Can the victim make the State drop charges in a domestic battery case?

by Sami Azhari on August 20, 2021

Drop Charges in Domestic Battery

NOTE: This article has updated material to explain the impact of Public Act 101-223 (effective January 1, 2020) and Public Act 101-651 (effective August 7, 2020). Once these acts became law in Illinois, certain rules changed concerning aggravated battery offenses.

Many people believe that if they are the victim of a domestic violence incident, they can choose whether to press charges. During the course of a domestic altercation, they call 911 wanting the police to show up and calm the situation. In many instances, they do not want the defendant to be arrested.

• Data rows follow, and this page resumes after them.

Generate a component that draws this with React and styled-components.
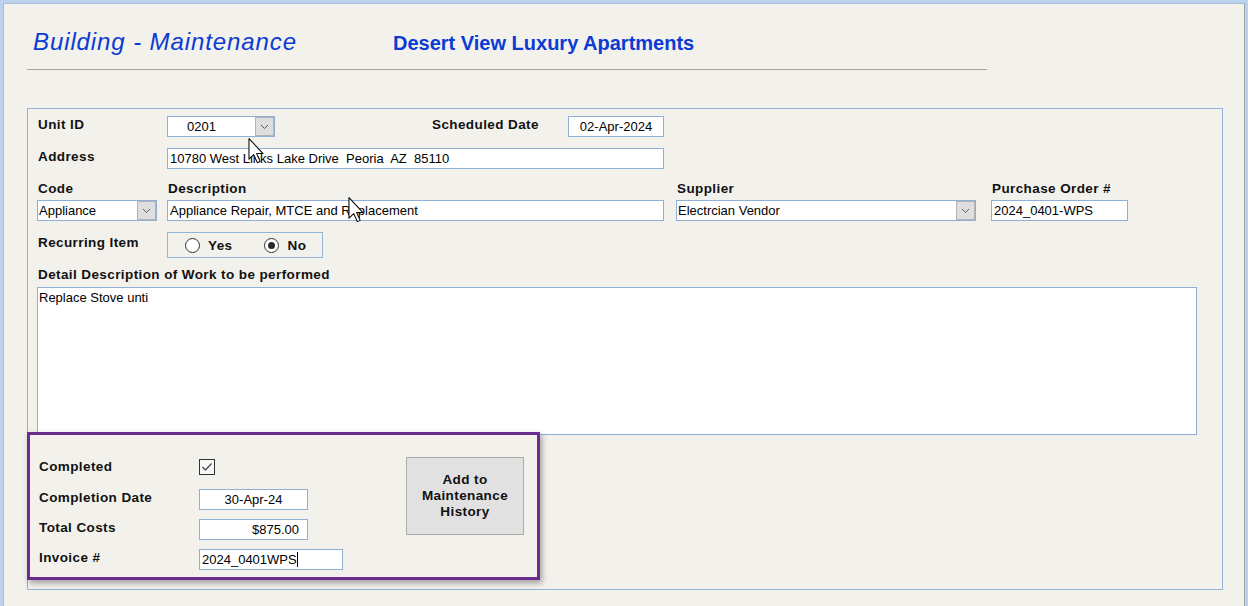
import styled, { createGlobalStyle } from "styled-components";

const GlobalStyle = createGlobalStyle`
  html, body {
    margin: 0;
    padding: 0;
    background: #f3f1ec;
  }
  body {
    font-family: "Liberation Sans", Arial, sans-serif;
    overflow: hidden;
  }
`;

const Frame = styled.div`
  width: 1248px;
  height: 606px;
  box-sizing: border-box;
  border: 3px solid #bcd3ee;
  border-bottom: none;
  background: #f3f1ec;
`;

const Inner = styled.div`
  height: 100%;
  box-sizing: border-box;
  border-left: 1px solid #a7bcd6;
  border-top: 1px solid #a7bcd6;
  border-right: 1px solid #a3a3a3;
  padding: 25px 0 0 23px;
`;

const TitleRow = styled.div`
  display: flex;
  align-items: baseline;
  height: 26px;
`;

const Title = styled.div`
  width: 366px;
  box-sizing: border-box;
  padding-left: 6px;
  font-size: 24px;
  line-height: 26px;
  font-style: italic;
  letter-spacing: 0.9px;
  color: #0a3bd3;
`;

const Subtitle = styled.div`
  font-size: 20px;
  line-height: 26px;
  font-weight: bold;
  color: #0a3bd3;
`;

const Divider = styled.div`
  margin-top: 14px;
  width: 960px;
  height: 1px;
  background: #a4a49c;
`;

const Panel = styled.div`
  position: relative;
  margin-top: 38px;
  width: 1196px;
  box-sizing: border-box;
  border: 1px solid #94b3da;
  padding: 7px 0 9px 9px;
`;

const Row = styled.div`
  display: flex;
  align-items: ${(p) => p.$align || "center"};
  margin-top: ${(p) => p.$mt || 0}px;
`;

const Label = styled.div`
  box-sizing: border-box;
  width: ${(p) => (p.$w ? `${p.$w}px` : "auto")};
  margin-left: ${(p) => p.$ml || 0}px;
  margin-top: ${(p) => p.$mt || 0}px;
  padding-left: ${(p) => p.$pl || 0}px;
  padding-top: ${(p) => p.$pt || 0}px;
  padding-bottom: ${(p) => p.$pb || 0}px;
  font-size: 13.5px;
  line-height: 16px;
  font-weight: bold;
  letter-spacing: 0.4px;
  color: #111;
  white-space: nowrap;
`;

const Box = styled.div`
  box-sizing: border-box;
  width: ${(p) => p.$w}px;
  height: 21px;
  border: 1px solid #8fafd6;
  background: #fff;
  padding: 0 ${(p) => p.$pr || 2}px 0 2px;
  font-size: 13px;
  line-height: 19px;
  color: #000;
  text-align: ${(p) => p.$align || "left"};
  white-space: nowrap;
  overflow: hidden;
`;

const Caret = styled.span`
  display: inline-block;
  width: 1px;
  height: 15px;
  background: #000;
  vertical-align: -3px;
`;

const Combo = styled.div`
  box-sizing: border-box;
  display: flex;
  width: ${(p) => p.$w}px;
  height: 21px;
  border: 1px solid #8fafd6;
  background: #fff;
`;

const ComboText = styled.div`
  flex: 1;
  padding-left: ${(p) => p.$pl || 1}px;
  font-size: 13px;
  line-height: 19px;
  color: #000;
  white-space: nowrap;
  overflow: hidden;
`;

const DropButton = styled.div`
  box-sizing: border-box;
  width: 19px;
  height: 19px;
  background: #dedede;
  border: 1px solid #b3b3b3;
  display: flex;
  align-items: center;
  justify-content: center;
`;

const Column = styled.div`
  display: flex;
  flex-direction: column;
  gap: 3px;
  margin-left: ${(p) => p.$ml || 0}px;
`;

const RadioGroup = styled.div`
  box-sizing: border-box;
  width: 156px;
  height: 26px;
  border: 1px solid #94b3da;
  display: flex;
  align-items: center;
  padding-left: 17px;
`;

const RadioOption = styled.div`
  display: flex;
  align-items: center;
  gap: 8px;
  margin-left: ${(p) => p.$ml || 0}px;
  font-size: 13.5px;
  font-weight: bold;
  letter-spacing: 0.4px;
  color: #111;
`;

const RadioCircle = styled.span`
  box-sizing: border-box;
  width: 15px;
  height: 15px;
  border-radius: 50%;
  border: 1px solid #333;
  background: #fff;
  display: flex;
  align-items: center;
  justify-content: center;
  &::after {
    content: "";
    display: ${(p) => (p.$checked ? "block" : "none")};
    width: 7px;
    height: 7px;
    border-radius: 50%;
    background: #2a2a2a;
  }
`;

const TextArea = styled.div`
  margin-top: 4px;
  width: 1160px;
  height: 148px;
  box-sizing: border-box;
  border: 1px solid #8fafd6;
  background: #fff;
  padding: 2px 1px;
  font-size: 13px;
  line-height: 16px;
  color: #000;
`;

const Highlight = styled.div`
  position: relative;
  margin: -3px 0 0 -10px;
  width: 513px;
  height: 148px;
  box-sizing: border-box;
  border: 3px solid #6b2c8f;
  box-shadow: 2px 3px 6px rgba(0, 0, 0, 0.35);
  padding: 24px 0 0 9px;
  display: flex;
  align-items: flex-start;
`;

const FieldStack = styled.div`
  display: flex;
  flex-direction: column;
  gap: 10px;
`;

const FieldRow = styled.div`
  display: flex;
  align-items: ${(p) => p.$align || "center"};
  height: 20px;
`;

const CheckBox = styled.div`
  box-sizing: border-box;
  width: 16px;
  height: 16px;
  border: 1px solid #333;
  background: #f7f7f7;
  display: flex;
  align-items: center;
  justify-content: center;
`;

const ActionButton = styled.div`
  box-sizing: border-box;
  margin: -2px 0 0 63px;
  width: 118px;
  height: 78px;
  background: #e1e1e1;
  border: 1px solid #adadad;
  display: flex;
  align-items: center;
  justify-content: center;
  text-align: center;
  font-size: 13.5px;
  line-height: 16px;
  font-weight: bold;
  letter-spacing: 0.4px;
  color: #111;
`;

const Cursor = styled.svg`
  position: absolute;
  left: ${(p) => p.$x}px;
  top: ${(p) => p.$y}px;
  z-index: 5;
`;

function Chevron() {
  return (
    <svg width="9" height="6" viewBox="0 0 9 6">
      <path d="M1 1 L4.5 4.5 L8 1" fill="none" stroke="#5a5a5a" strokeWidth="1" />
    </svg>
  );
}

function Pointer({ x, y }) {
  return (
    <Cursor $x={x} $y={y} width="17" height="26" viewBox="0 0 12 19">
      <path
        d="M0.5 0.5 L0.5 15.5 L4 12.2 L6.6 18 L8.7 17.1 L6.1 11.4 L10.8 11.4 Z"
        fill="#fff"
        stroke="#000"
        strokeWidth="0.75"
        strokeLinejoin="round"
      />
    </Cursor>
  );
}

function App() {
  return (
    <Frame>
      <GlobalStyle />
      <Inner>
        <TitleRow>
          <Title>Building - Maintenance</Title>
          <Subtitle>Desert View Luxury Apartments</Subtitle>
        </TitleRow>
        <Divider />

        <Panel>
          <Row>
            <Label $w={130} $pl={1} $pb={4}>Unit ID</Label>
            <Combo $w={108}>
              <ComboText $pl={19}>0201</ComboText>
              <DropButton>
                <Chevron />
              </DropButton>
            </Combo>
            <Label $w={136} $ml={157} $pb={4}>Scheduled Date</Label>
            <Box $w={96} $align="center">02-Apr-2024</Box>
          </Row>

          <Row $mt={11}>
            <Label $w={130} $pl={1} $pb={4}>Address</Label>
            <Box $w={497}>10780 West Links Lake Drive&nbsp; Peoria&nbsp; AZ&nbsp; 85110</Box>
          </Row>

          <Row $mt={12} $align="flex-start">
            <Column>
              <Label $pl={1}>Code</Label>
              <Combo $w={120}>
                <ComboText>Appliance</ComboText>
                <DropButton>
                  <Chevron />
                </DropButton>
              </Combo>
            </Column>
            <Column $ml={10}>
              <Label $pl={1}>Description</Label>
              <Box $w={497}>Appliance Repair, MTCE and Replacement</Box>
            </Column>
            <Column $ml={12}>
              <Label $pl={1}>Supplier</Label>
              <Combo $w={300}>
                <ComboText>Electrcian Vendor</ComboText>
                <DropButton>
                  <Chevron />
                </DropButton>
              </Combo>
            </Column>
            <Column $ml={15}>
              <Label $pl={1}>Purchase Order #</Label>
              <Box $w={137}>2024_0401-WPS</Box>
            </Column>
          </Row>

          <Row $mt={11} $align="flex-start">
            <Label $w={130} $pl={1} $pt={3}>Recurring Item</Label>
            <RadioGroup>
              <RadioOption>
                <RadioCircle />
                Yes
              </RadioOption>
              <RadioOption $ml={32}>
                <RadioCircle $checked />
                No
              </RadioOption>
            </RadioGroup>
          </Row>

          <Label $pl={1} $mt={9}>Detail Description of Work to be performed</Label>
          <TextArea>Replace Stove unti</TextArea>

          <Highlight>
            <FieldStack>
              <FieldRow $align="flex-start">
                <Label $w={160}>Completed</Label>
                <CheckBox>
                  <svg width="12" height="10" viewBox="0 0 12 10">
                    <path d="M1.5 5 L4.5 8 L10.5 1.5" fill="none" stroke="#4a4a4a" strokeWidth="1.3" />
                  </svg>
                </CheckBox>
              </FieldRow>
              <FieldRow>
                <Label $w={160} $pb={2}>Completion Date</Label>
                <Box $w={109} $align="center">30-Apr-24</Box>
              </FieldRow>
              <FieldRow>
                <Label $w={160} $pb={3}>Total Costs</Label>
                <Box $w={109} $align="right" $pr={8}>$875.00</Box>
              </FieldRow>
              <FieldRow>
                <Label $w={160} $pb={3}>Invoice #</Label>
                <Box $w={144}>
                  2024_0401WPS
                  <Caret />
                </Box>
              </FieldRow>
            </FieldStack>
            <ActionButton>
              Add to
              <br />
              Maintenance
              <br />
              History
            </ActionButton>
          </Highlight>

          <Pointer x={220} y={29} />
          <Pointer x={320} y={88} />
        </Panel>
      </Inner>
    </Frame>
  );
}

export default App;
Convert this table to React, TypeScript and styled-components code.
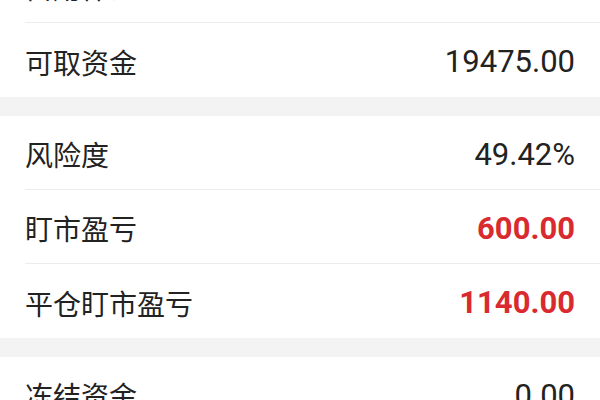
import React from "react";
import styled, { createGlobalStyle } from "styled-components";

const Global = createGlobalStyle`
  html, body { margin: 0; padding: 0; background: #f3f3f3; }
  body { font-family: "Noto Sans CJK SC", "Noto Sans", sans-serif; overflow: hidden; }
`;

const Screen = styled.div`
  width: 600px;
  height: 400px;
  overflow: hidden;
  background: #f3f3f3;
`;

const List = styled.div`
  margin-top: -51px;
  display: flex;
  flex-direction: column;
  gap: 19px;
`;

const Group = styled.section`
  background: #ffffff;
  display: flex;
  flex-direction: column;
`;

const Row = styled.div`
  height: 74px;
  box-sizing: border-box;
  padding-left: 25px;
  display: flex;
`;

const RowInner = styled.div<{ $divider: boolean }>`
  flex: 1;
  display: flex;
  align-items: center;
  justify-content: space-between;
  padding-right: 25px;
  padding-top: 3px;
  box-sizing: border-box;
  border-bottom: ${(p) => (p.$divider ? "1px solid #ececec" : "none")};
`;

const Label = styled.span`
  font-family: "Noto Sans CJK SC", sans-serif;
  font-size: 28px;
  color: #222222;
  line-height: 1;
`;

const Value = styled.span<{ $red?: boolean }>`
  font-family: Roboto, "Noto Sans", sans-serif;
  font-size: 31px;
  line-height: 1;
  font-weight: ${(p) => (p.$red ? 700 : 400)};
  color: ${(p) => (p.$red ? "#d92a2f" : "#222222")};
`;

type Item = { label: string; value: string; red?: boolean };

const groups: Item[][] = [
  [
    { label: "占用保证金", value: "19800.00" },
    { label: "可取资金", value: "19475.00" },
  ],
  [
    { label: "风险度", value: "49.42%" },
    { label: "盯市盈亏", value: "600.00", red: true },
    { label: "平仓盯市盈亏", value: "1140.00", red: true },
  ],
  [
    { label: "冻结资金", value: "0.00" },
    { label: "手续费", value: "0.00" },
  ],
];

export default function App() {
  return (
    <Screen>
      <Global />
      <List>
        {groups.map((g, gi) => (
          <Group key={gi}>
            {g.map((it, i) => (
              <Row key={it.label}>
                <RowInner $divider={i < g.length - 1}>
                  <Label>{it.label}</Label>
                  <Value $red={it.red}>{it.value}</Value>
                </RowInner>
              </Row>
            ))}
          </Group>
        ))}
      </List>
    </Screen>
  );
}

But once the call to the police is made, the situation is taken out of their hands.

Domestic Violence Courtrooms

In Illinois domestic violence courtrooms, the person who is the victim has no say as to whether the prosecution will pursue or drop charges. The State’s Attorney has authority over the case and complete discretion as to which cases will be prosecuted.

Judges and attorneys refer to the victim as the complaining witness, because that is who made the complaint (e.g., the 911 call that resulted in the arrest). The fact that the complaining witness refused to sign a written complaint – or make a written statement – has no impact on whether the State’s Attorney will go forward with the case. A phone call to the State’s Attorney also has no influence on whether the case will go forward.

The reason is politics. Each county’s prosecutor, the State’s Attorney, is an elected official. State’s Attorneys get elected by being tough on crime. Consequently, domestic abuse is always a top priority for State’s Attorneys. If the prosecutor is seen as being weak in prosecuting domestic violence offenders, it can make re-election almost impossible.

And so, the State’s Attorney policy will generally prosecute these cases to the fullest extent of the law.

The decision to drop charges does not belong to the victim. In fact, the prosecution can go forward, even if the victim does not cooperate.

For example, a common belief from complaining witnesses is that they can refuse to testify. This belief is mistaken. A complaining witness can be forced to testify against the defendant.

Very few people can lawfully refuse to testify. The defendant can refuse to testify, but only because they are protected by the 5th Amendment privilege against self-incrimination. The defendant can plead the 5th and suffer no consequences.

For anybody else, though, refusing to testify can cause the judge to hold them in contempt of court. In addition to being fined, they can be sentenced to jail. This happens more often than people expect. Once a case makes its way before a judge, the court is usually of the opinion that a refusal to testify is similar to obstruction of justice. Judges typically punish this behavior severely.

Spousal Immunity Privilege

Illinois law does recognize the spousal immunity privilege. This privilege allows a spouse to refuse to answer questions, but only concerning confidential communications between a husband and wife. The privilege protects things that are said in private between spouses. If a spouse is accused of domestic battery under 720 ILCS 5/12-3.2, that is not a confidential communication. Rather, the act was a criminal offense. Therefore, the court could require the complaining witness to testify against the defendant.

Even though domestic battery is usually charged as a Class A misdemeanor, it can become a felony crime. If the defendant previously committed domestic battery – or previously committed numerous other crimes, including aggravated battery – the charge will likely be a Class 4 felony instead.

An arrest for domestic battery presents a complicated situation. The complaining witness has no control over the proceedings. The defendant must rely on the advice and defense strategies of their attorney.